— START OF Recorded data —
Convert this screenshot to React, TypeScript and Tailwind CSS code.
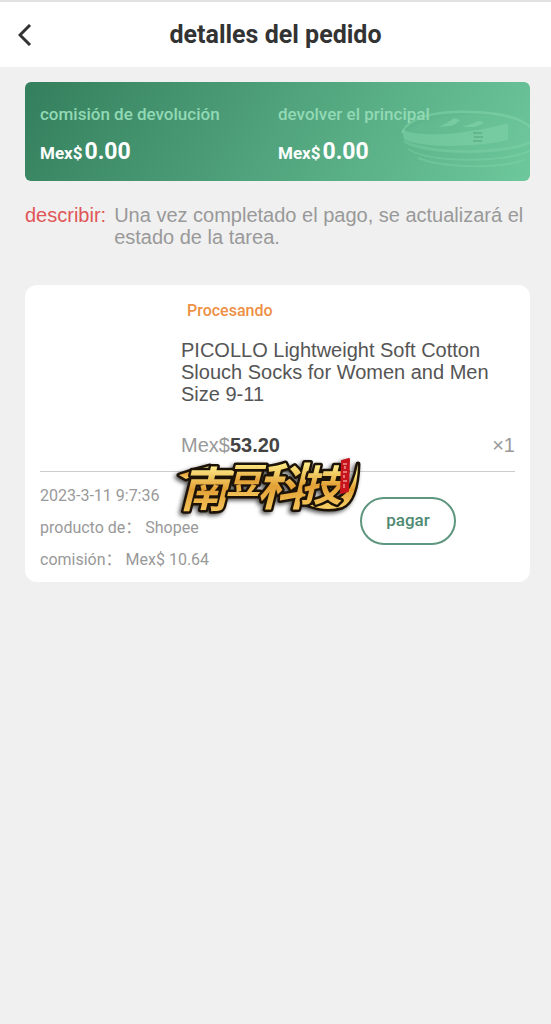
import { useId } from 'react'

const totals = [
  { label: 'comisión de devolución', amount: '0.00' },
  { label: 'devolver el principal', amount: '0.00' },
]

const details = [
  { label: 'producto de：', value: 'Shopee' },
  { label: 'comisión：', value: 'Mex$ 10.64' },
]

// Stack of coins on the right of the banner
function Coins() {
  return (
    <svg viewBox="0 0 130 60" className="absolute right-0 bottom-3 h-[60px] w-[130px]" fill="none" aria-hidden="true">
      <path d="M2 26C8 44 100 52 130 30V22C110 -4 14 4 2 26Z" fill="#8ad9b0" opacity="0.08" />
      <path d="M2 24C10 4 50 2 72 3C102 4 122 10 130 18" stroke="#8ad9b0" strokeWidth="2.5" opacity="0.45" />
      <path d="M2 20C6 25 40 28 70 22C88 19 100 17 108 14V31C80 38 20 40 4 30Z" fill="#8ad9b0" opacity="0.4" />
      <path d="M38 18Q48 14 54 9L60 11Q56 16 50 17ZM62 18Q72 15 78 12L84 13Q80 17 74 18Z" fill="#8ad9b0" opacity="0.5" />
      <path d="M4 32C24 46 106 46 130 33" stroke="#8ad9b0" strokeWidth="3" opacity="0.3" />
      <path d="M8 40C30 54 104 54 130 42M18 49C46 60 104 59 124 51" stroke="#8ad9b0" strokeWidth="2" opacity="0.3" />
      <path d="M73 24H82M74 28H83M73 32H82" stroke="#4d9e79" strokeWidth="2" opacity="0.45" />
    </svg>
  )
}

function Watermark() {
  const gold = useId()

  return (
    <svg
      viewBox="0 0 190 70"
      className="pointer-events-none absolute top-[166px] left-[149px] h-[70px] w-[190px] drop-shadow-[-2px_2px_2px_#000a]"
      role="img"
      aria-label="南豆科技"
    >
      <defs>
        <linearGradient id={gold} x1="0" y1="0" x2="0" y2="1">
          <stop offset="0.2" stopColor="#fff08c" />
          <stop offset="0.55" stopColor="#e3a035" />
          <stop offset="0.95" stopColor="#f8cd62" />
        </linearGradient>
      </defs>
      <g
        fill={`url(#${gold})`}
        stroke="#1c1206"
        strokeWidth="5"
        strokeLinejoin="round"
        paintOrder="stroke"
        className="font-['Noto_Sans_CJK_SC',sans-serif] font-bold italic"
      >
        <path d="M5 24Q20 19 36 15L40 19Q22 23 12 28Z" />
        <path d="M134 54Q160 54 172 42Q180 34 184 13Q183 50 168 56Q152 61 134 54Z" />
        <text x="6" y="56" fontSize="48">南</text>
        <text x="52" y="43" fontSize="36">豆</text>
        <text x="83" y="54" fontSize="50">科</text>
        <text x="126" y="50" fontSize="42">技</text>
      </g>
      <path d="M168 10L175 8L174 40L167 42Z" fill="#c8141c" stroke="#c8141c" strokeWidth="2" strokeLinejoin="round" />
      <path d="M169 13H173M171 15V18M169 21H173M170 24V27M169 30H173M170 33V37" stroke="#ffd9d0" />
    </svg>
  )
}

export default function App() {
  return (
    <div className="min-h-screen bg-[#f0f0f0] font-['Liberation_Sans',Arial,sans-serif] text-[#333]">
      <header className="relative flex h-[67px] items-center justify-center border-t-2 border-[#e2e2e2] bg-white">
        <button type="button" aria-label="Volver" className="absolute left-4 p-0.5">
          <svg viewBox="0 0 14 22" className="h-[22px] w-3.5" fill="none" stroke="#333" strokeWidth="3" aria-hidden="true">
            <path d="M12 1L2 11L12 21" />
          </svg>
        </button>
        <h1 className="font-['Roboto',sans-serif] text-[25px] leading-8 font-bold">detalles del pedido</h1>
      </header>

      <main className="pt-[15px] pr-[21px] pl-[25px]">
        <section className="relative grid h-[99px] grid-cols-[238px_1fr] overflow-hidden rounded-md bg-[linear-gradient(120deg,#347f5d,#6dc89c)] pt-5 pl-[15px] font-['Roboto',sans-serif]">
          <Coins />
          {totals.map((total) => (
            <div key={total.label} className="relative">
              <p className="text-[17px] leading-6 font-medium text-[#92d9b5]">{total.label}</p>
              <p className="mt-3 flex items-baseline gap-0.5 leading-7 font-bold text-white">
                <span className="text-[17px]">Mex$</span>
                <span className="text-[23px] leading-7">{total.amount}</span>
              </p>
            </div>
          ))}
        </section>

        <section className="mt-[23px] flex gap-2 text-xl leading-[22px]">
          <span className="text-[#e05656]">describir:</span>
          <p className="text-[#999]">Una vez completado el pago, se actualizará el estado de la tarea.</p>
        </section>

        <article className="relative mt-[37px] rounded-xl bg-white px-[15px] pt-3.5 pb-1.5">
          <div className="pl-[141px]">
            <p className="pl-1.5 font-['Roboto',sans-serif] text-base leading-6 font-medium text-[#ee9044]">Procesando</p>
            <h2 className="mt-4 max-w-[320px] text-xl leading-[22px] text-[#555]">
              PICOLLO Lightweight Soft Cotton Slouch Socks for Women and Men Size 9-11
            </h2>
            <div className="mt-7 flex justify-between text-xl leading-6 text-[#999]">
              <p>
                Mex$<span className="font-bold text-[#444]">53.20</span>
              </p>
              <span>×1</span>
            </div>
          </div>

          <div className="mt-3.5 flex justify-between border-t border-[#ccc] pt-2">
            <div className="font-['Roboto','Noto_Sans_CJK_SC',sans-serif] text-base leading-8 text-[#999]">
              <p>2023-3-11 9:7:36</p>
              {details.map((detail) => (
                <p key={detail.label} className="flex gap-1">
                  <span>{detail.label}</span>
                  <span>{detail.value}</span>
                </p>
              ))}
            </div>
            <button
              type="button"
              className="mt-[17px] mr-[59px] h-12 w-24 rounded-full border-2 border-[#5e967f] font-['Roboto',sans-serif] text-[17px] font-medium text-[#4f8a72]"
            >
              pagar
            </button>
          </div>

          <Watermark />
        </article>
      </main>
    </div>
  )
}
— END OF Recorded data —
— START OF Recorded data —
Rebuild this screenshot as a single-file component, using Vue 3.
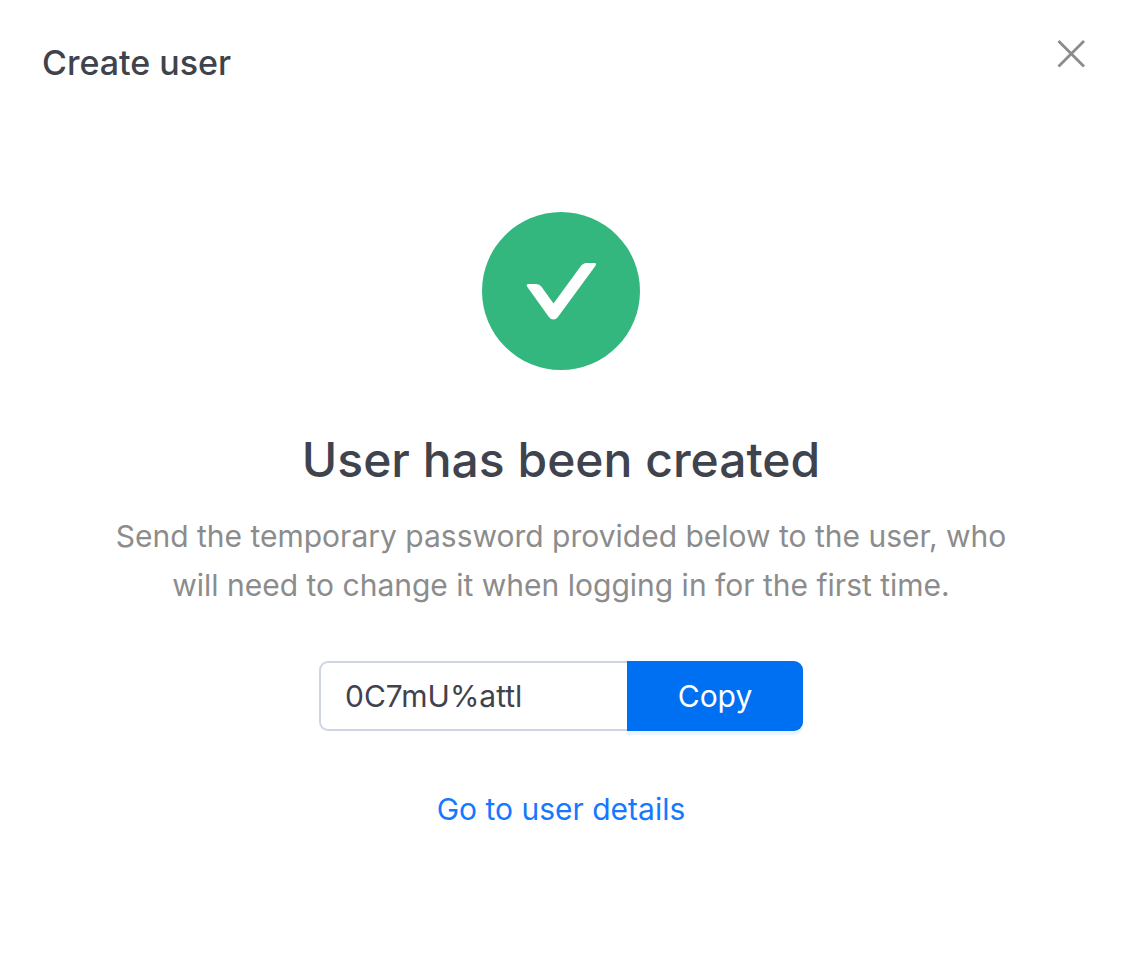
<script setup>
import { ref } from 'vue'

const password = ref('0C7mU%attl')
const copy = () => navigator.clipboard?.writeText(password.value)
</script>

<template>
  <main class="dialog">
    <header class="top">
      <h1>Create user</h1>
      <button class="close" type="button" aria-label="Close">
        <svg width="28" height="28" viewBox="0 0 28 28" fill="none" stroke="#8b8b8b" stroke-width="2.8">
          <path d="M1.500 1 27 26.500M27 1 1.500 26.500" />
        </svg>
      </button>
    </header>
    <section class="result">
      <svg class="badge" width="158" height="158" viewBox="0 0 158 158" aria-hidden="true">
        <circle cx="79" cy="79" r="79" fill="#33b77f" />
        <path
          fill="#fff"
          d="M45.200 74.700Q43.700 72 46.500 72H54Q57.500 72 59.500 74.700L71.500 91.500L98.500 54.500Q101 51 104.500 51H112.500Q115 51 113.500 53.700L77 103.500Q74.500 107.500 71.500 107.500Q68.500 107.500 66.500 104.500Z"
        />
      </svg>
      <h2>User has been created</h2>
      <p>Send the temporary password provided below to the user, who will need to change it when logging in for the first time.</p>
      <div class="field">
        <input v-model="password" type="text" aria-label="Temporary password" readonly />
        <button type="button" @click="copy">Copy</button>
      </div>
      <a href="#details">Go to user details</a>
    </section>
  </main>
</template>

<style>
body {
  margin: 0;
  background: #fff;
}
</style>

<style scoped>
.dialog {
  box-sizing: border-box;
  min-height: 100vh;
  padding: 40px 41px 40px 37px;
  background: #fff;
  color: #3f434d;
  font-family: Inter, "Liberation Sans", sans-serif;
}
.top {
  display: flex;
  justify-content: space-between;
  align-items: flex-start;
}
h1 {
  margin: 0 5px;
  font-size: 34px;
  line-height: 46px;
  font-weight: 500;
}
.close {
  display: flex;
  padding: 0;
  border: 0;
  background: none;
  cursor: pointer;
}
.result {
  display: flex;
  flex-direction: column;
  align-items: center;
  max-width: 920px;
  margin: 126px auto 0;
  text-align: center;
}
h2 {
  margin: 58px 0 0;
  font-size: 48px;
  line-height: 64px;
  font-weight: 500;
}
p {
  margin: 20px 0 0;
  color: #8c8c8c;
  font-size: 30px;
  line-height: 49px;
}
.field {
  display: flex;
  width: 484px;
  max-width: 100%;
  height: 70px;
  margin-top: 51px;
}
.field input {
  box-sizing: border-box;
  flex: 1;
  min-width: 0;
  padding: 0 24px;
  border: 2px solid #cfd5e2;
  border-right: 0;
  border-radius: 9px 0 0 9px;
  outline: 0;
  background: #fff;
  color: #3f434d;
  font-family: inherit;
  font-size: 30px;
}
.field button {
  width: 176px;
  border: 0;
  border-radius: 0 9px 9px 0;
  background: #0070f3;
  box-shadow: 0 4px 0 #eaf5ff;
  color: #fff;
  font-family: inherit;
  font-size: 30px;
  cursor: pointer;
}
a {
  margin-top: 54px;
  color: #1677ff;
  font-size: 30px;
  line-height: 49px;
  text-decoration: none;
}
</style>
— END OF Recorded data —
Goal of the exercise:
Copy each line of the records that contains the word "this".

The solution:
Convert this screenshot to React, TypeScript and Tailwind CSS code.
Rebuild this screenshot as a single-file component, using Vue 3.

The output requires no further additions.